The last two months have flown by and with it Carl's
R.I.P. V challenge.



I was doing:



Read four books, any length, that you feel fits my very broad definition of scary. It could be Stephen King or Sir Arthur Conan Doyle, Ian Fleming or Edgar Allan Poe…or anyone in between.

I read four books... was hoping to read more but it didn't happen and I have actually completed the challenge which, for me, this year, is a plus as my reading has been slower than normal. The books I read were:

Footsteps in the Dark by Georgette Heyer
Tales of Terror from the Tunnel's Mouth by Chris Priestley
Blood Sinister by Celia Rees
The Enchantment Emporium by Tanya Huff

I enjoyed them all. Couldn't pick a favourite really but if one was slightly (ever so) less enjoyable it would be Blood Sinister.
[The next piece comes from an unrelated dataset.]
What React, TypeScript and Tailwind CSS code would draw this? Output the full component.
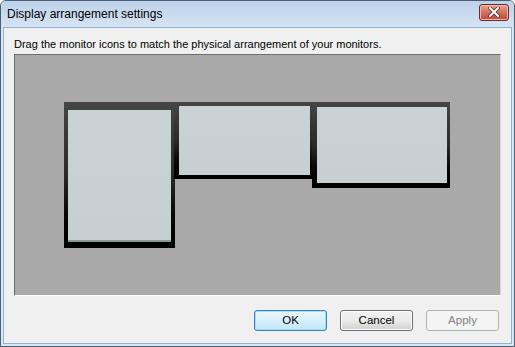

If I have any regrets it's that I didn't manage to read anything really meaty for the challenge... the likes of The Historian by Elizabeth Kostova or The Thirteenth Tale by Diane Setterfield. Oh well, there's always next year and I do have a likely candidate on my current library pile - The Meaning of Night by Michael Cox. Too late for the challenge but no matter.

Anyway, thanks as always to Carl for hosting the R.I.P. challenge again this year.